Well, it also increases the number of vandals.

As a rule, a good wikipedia page has more of a chance of being accurate than a random website written on the same topic, and its almost always in more depth. Sure, theres bad ones, but I think as it matures, 99% of the pages will get to a point where they're good quality and well maintained, while the remaining 1% will be poor. If nothing else, its a great place to get a good overview of anything - be it a news story, the history of something or just some links to another site...

But I am fearful that they are going to get too many articles and their reliability will be trashed.

Yeah, a problem you're actually starting to see in some articles now is a form of "article rot". It's been discussed and debated a bit, but essentially, some articles were better written about a year ago than now. It's about new contributions with good intentions are being made, so nothing is caught as vandalism, but over time a coherent and informative article may become less coherent and introduce unsourced facts that stay in for a long time.

I wish Wikipedia would get basically two branches of an article, and that special administrators could at request move a "under editing" branch to an "approved" branch. Basically how Citizendium does it, but the problem with Cz is that they're starting over. Wow, good luck in requiriting people to re-fit Wikipedia's size in a brand new wiki, even if Wikipedia is GFDL licensed...

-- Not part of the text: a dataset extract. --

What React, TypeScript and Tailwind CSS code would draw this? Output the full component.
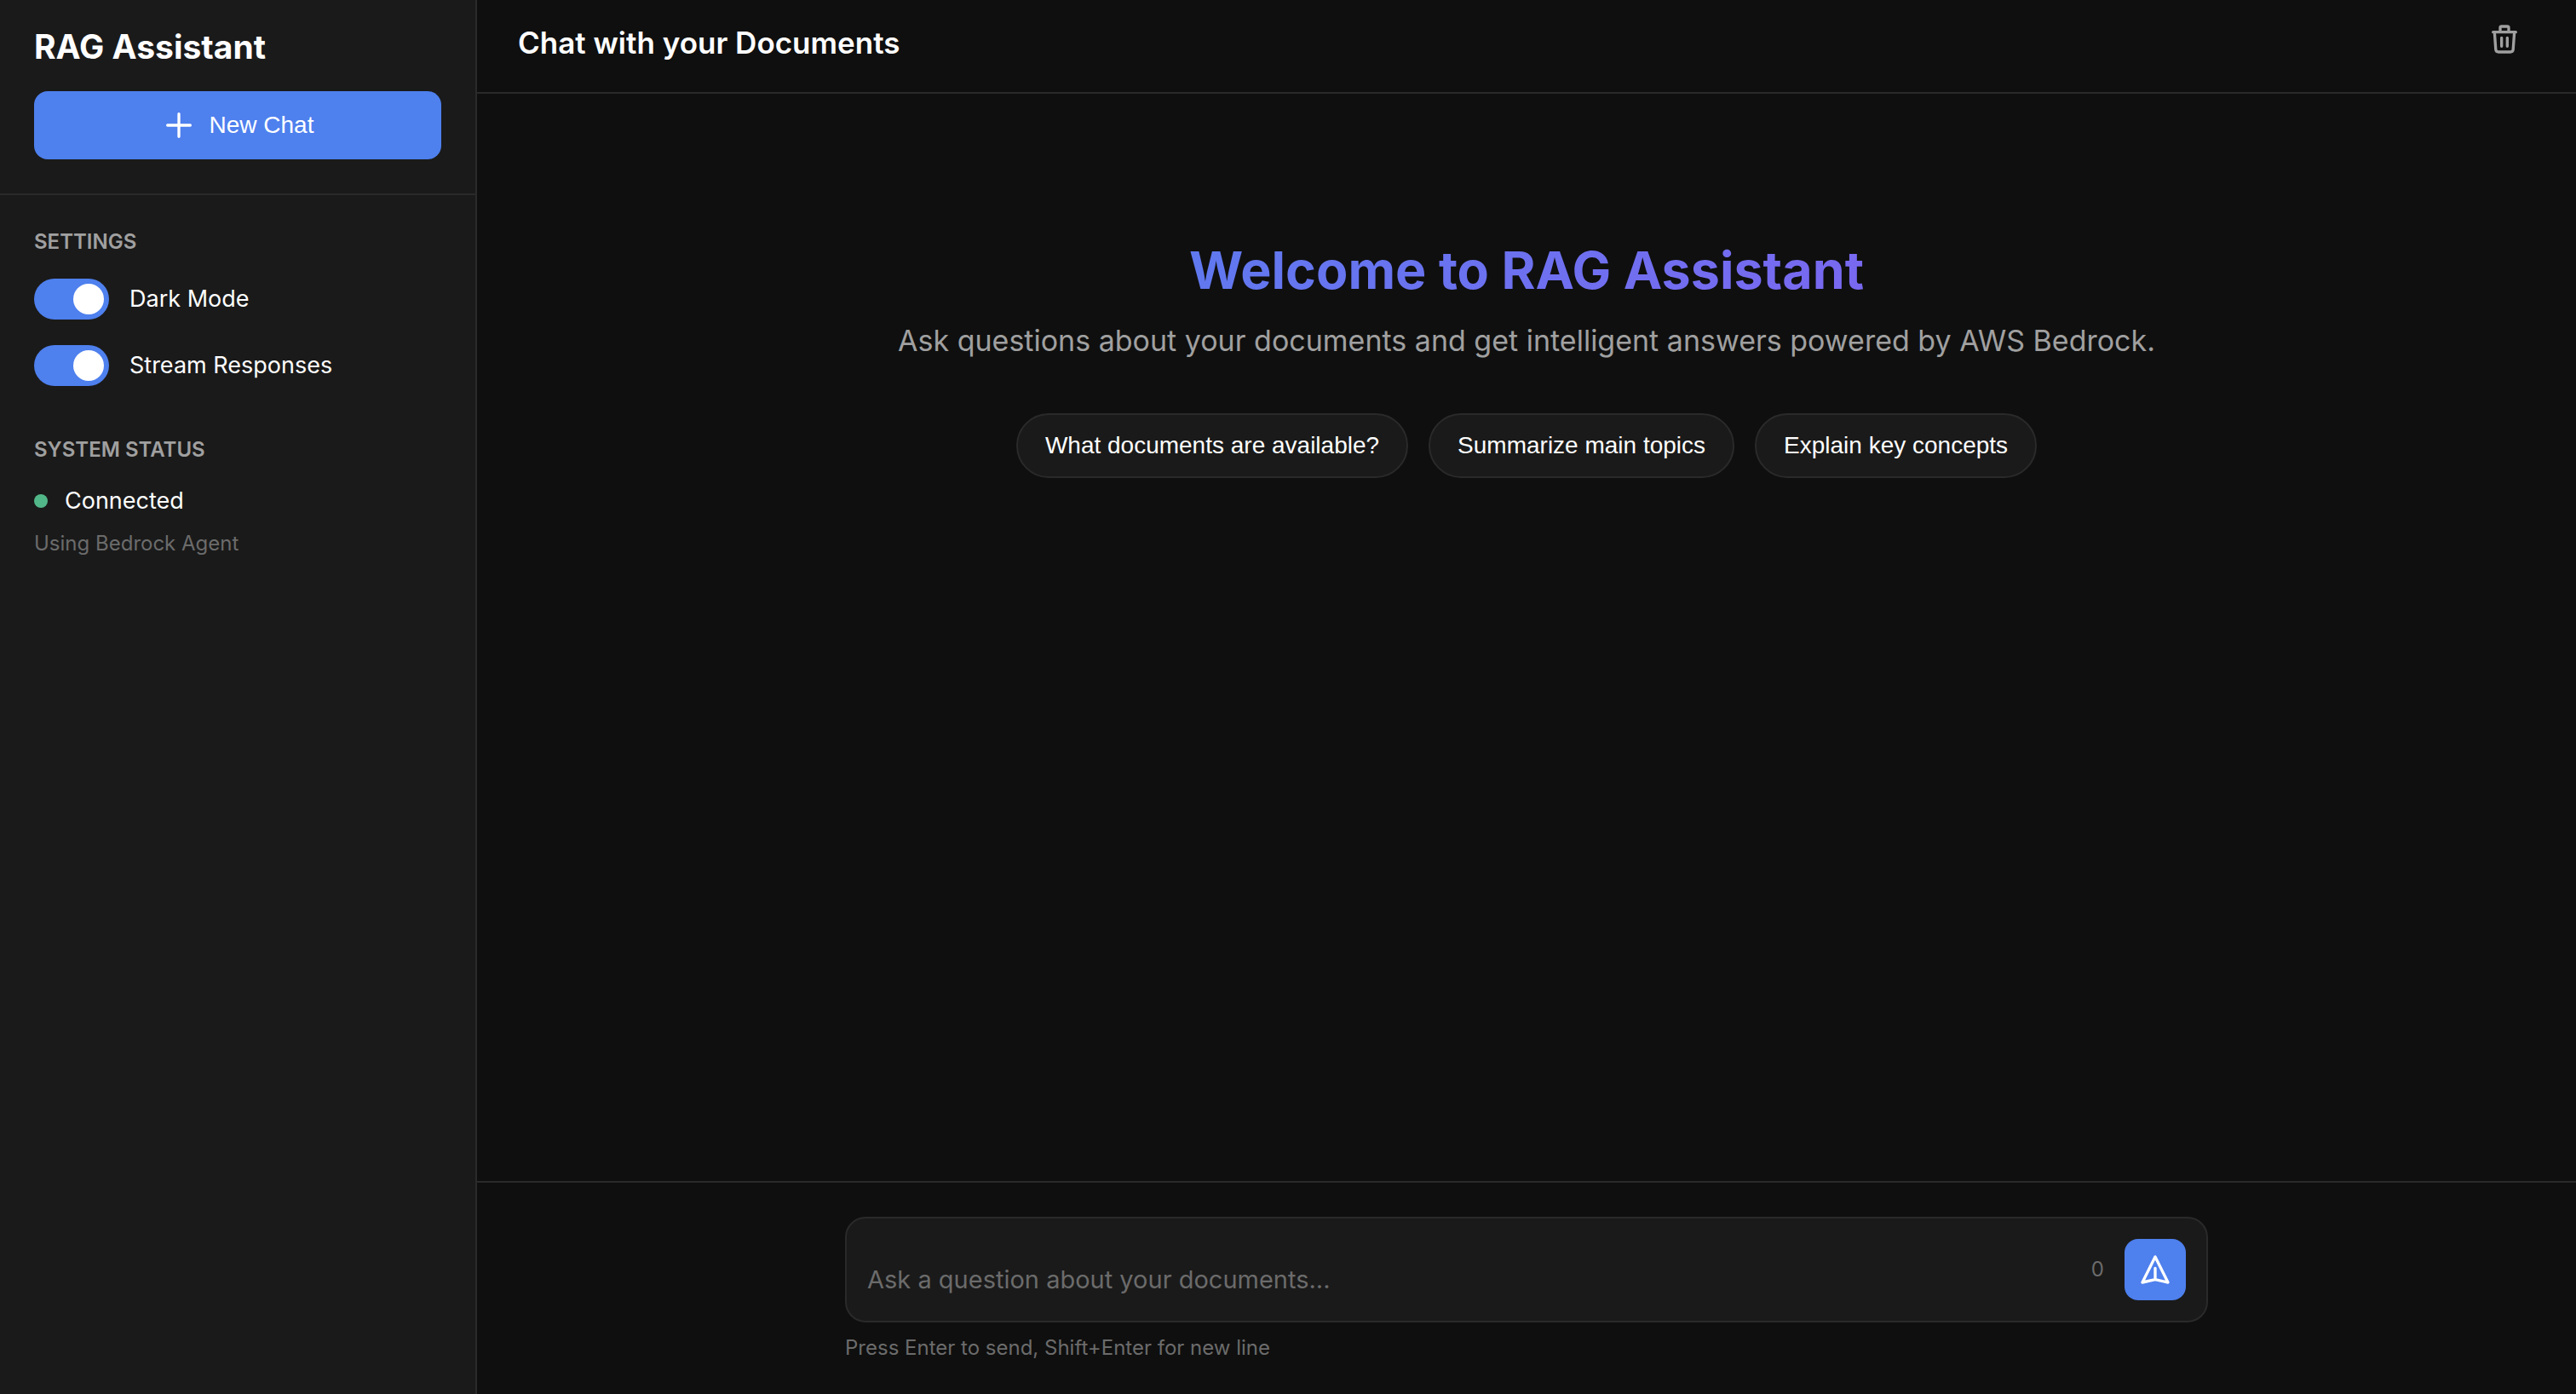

I think it's really about time for Wikipedia to put a much greater focus in *maintaining* article quality now. They've passed the phase where the main content gets added as new articles, and now their main problem will start lying in other areas. Not of vandals, but still possibly of worsened article quality, which makes the problem probably needing other forms of treatment.

Andareed said,
A good wikipedia article will always have references that you can check for yourself.
+1

The fact that so many people on here say, "You need to check facts.", and then point to a Wiki page that doesn't even have any cross references or is very badly written doesn't provide a whole lot of credibility.